>> Start

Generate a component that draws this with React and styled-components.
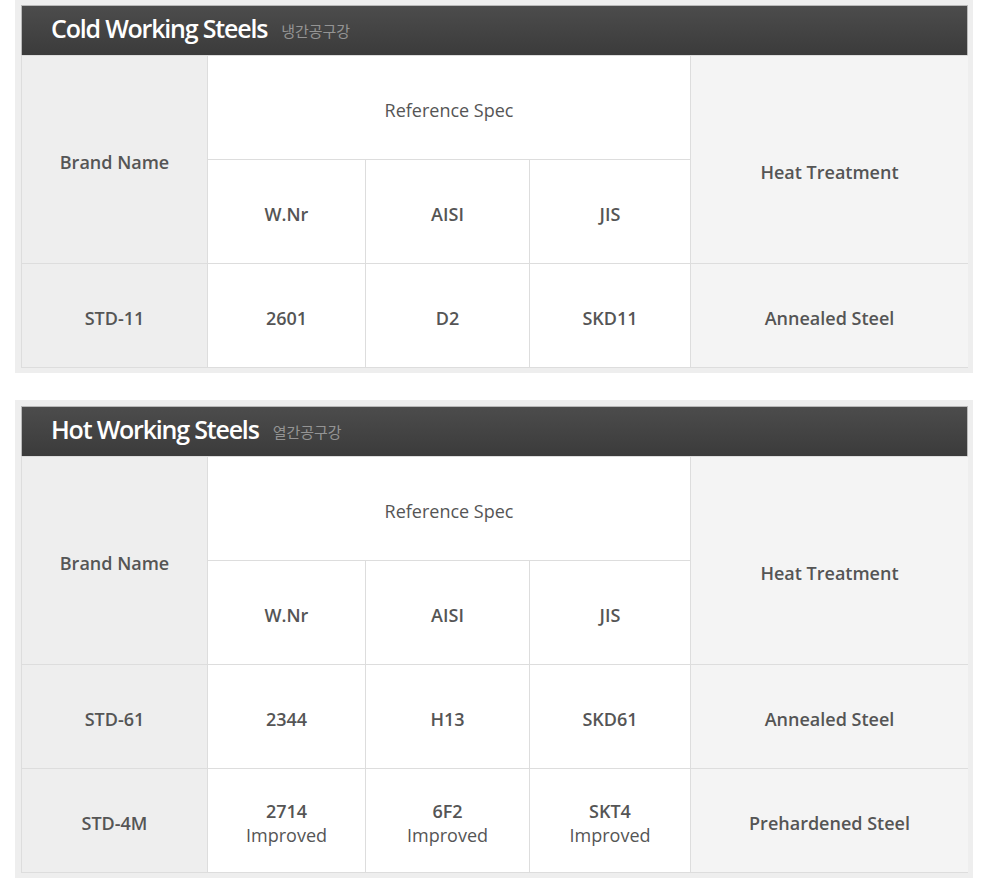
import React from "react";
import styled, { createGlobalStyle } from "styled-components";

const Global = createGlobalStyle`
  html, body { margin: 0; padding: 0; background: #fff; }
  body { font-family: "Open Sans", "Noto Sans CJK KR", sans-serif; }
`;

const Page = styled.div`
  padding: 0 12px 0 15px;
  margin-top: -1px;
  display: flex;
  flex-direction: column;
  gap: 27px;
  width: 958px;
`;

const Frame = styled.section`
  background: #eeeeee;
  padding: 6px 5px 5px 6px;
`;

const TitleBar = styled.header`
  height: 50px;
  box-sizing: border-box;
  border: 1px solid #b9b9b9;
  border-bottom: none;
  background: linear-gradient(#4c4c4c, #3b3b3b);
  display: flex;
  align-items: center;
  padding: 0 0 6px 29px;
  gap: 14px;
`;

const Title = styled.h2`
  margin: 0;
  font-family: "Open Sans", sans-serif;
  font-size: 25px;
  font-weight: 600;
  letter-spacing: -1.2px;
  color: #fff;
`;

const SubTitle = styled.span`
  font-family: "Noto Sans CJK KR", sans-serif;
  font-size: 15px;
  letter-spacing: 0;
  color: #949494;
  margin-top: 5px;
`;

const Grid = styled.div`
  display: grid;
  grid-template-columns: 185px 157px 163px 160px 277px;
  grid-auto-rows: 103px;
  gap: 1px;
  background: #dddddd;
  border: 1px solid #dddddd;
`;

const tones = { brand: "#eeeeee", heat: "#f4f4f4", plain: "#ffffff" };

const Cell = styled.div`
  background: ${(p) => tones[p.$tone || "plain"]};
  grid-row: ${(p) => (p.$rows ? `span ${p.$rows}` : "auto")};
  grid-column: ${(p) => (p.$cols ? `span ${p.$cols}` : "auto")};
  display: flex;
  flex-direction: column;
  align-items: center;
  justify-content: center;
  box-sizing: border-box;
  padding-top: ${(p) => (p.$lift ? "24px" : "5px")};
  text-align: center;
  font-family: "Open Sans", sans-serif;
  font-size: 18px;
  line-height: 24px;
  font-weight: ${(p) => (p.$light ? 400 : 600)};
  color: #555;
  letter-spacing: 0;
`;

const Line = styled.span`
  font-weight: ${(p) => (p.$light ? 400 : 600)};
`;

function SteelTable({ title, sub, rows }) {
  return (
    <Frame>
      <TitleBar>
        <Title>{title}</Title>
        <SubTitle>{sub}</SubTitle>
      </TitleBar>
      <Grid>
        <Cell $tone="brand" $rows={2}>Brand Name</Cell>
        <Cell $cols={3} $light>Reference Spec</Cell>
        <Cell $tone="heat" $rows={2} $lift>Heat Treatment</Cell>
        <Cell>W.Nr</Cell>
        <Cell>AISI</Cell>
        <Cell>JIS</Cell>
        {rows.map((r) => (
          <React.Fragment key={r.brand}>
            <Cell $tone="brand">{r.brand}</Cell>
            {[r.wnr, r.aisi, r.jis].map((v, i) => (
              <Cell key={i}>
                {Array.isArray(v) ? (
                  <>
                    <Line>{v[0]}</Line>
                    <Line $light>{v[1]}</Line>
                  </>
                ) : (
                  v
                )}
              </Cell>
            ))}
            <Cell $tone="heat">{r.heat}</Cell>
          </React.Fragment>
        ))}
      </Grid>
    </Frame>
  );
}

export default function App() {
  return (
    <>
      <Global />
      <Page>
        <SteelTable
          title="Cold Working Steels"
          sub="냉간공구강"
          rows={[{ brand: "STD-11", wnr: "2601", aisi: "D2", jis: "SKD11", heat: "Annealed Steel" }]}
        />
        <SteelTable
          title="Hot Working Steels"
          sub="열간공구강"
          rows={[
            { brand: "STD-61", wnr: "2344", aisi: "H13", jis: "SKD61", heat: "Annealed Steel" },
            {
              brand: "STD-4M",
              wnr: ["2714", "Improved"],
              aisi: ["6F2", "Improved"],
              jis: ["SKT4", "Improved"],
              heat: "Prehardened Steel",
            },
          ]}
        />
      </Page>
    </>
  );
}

>> End

(GIVEN REQUEST):
Reproduce the material in its entirety and word for word, without the pictures.

(ANSWER TO THE PROBLEM):
Generate a component that draws this with React and styled-components.
import React from "react";
import styled, { createGlobalStyle } from "styled-components";

const Global = createGlobalStyle`
  html, body { margin: 0; padding: 0; background: #fff; }
  body { font-family: "Open Sans", "Noto Sans CJK KR", sans-serif; }
`;

const Page = styled.div`
  padding: 0 12px 0 15px;
  margin-top: -1px;
  display: flex;
  flex-direction: column;
  gap: 27px;
  width: 958px;
`;

const Frame = styled.section`
  background: #eeeeee;
  padding: 6px 5px 5px 6px;
`;

const TitleBar = styled.header`
  height: 50px;
  box-sizing: border-box;
  border: 1px solid #b9b9b9;
  border-bottom: none;
  background: linear-gradient(#4c4c4c, #3b3b3b);
  display: flex;
  align-items: center;
  padding: 0 0 6px 29px;
  gap: 14px;
`;

const Title = styled.h2`
  margin: 0;
  font-family: "Open Sans", sans-serif;
  font-size: 25px;
  font-weight: 600;
  letter-spacing: -1.2px;
  color: #fff;
`;

const SubTitle = styled.span`
  font-family: "Noto Sans CJK KR", sans-serif;
  font-size: 15px;
  letter-spacing: 0;
  color: #949494;
  margin-top: 5px;
`;

const Grid = styled.div`
  display: grid;
  grid-template-columns: 185px 157px 163px 160px 277px;
  grid-auto-rows: 103px;
  gap: 1px;
  background: #dddddd;
  border: 1px solid #dddddd;
`;

const tones = { brand: "#eeeeee", heat: "#f4f4f4", plain: "#ffffff" };

const Cell = styled.div`
  background: ${(p) => tones[p.$tone || "plain"]};
  grid-row: ${(p) => (p.$rows ? `span ${p.$rows}` : "auto")};
  grid-column: ${(p) => (p.$cols ? `span ${p.$cols}` : "auto")};
  display: flex;
  flex-direction: column;
  align-items: center;
  justify-content: center;
  box-sizing: border-box;
  padding-top: ${(p) => (p.$lift ? "24px" : "5px")};
  text-align: center;
  font-family: "Open Sans", sans-serif;
  font-size: 18px;
  line-height: 24px;
  font-weight: ${(p) => (p.$light ? 400 : 600)};
  color: #555;
  letter-spacing: 0;
`;

const Line = styled.span`
  font-weight: ${(p) => (p.$light ? 400 : 600)};
`;

function SteelTable({ title, sub, rows }) {
  return (
    <Frame>
      <TitleBar>
        <Title>{title}</Title>
        <SubTitle>{sub}</SubTitle>
      </TitleBar>
      <Grid>
        <Cell $tone="brand" $rows={2}>Brand Name</Cell>
        <Cell $cols={3} $light>Reference Spec</Cell>
        <Cell $tone="heat" $rows={2} $lift>Heat Treatment</Cell>
        <Cell>W.Nr</Cell>
        <Cell>AISI</Cell>
        <Cell>JIS</Cell>
        {rows.map((r) => (
          <React.Fragment key={r.brand}>
            <Cell $tone="brand">{r.brand}</Cell>
            {[r.wnr, r.aisi, r.jis].map((v, i) => (
              <Cell key={i}>
                {Array.isArray(v) ? (
                  <>
                    <Line>{v[0]}</Line>
                    <Line $light>{v[1]}</Line>
                  </>
                ) : (
                  v
                )}
              </Cell>
            ))}
            <Cell $tone="heat">{r.heat}</Cell>
          </React.Fragment>
        ))}
      </Grid>
    </Frame>
  );
}

export default function App() {
  return (
    <>
      <Global />
      <Page>
        <SteelTable
          title="Cold Working Steels"
          sub="냉간공구강"
          rows={[{ brand: "STD-11", wnr: "2601", aisi: "D2", jis: "SKD11", heat: "Annealed Steel" }]}
        />
        <SteelTable
          title="Hot Working Steels"
          sub="열간공구강"
          rows={[
            { brand: "STD-61", wnr: "2344", aisi: "H13", jis: "SKD61", heat: "Annealed Steel" },
            {
              brand: "STD-4M",
              wnr: ["2714", "Improved"],
              aisi: ["6F2", "Improved"],
              jis: ["SKT4", "Improved"],
              heat: "Prehardened Steel",
            },
          ]}
        />
      </Page>
    </>
  );
}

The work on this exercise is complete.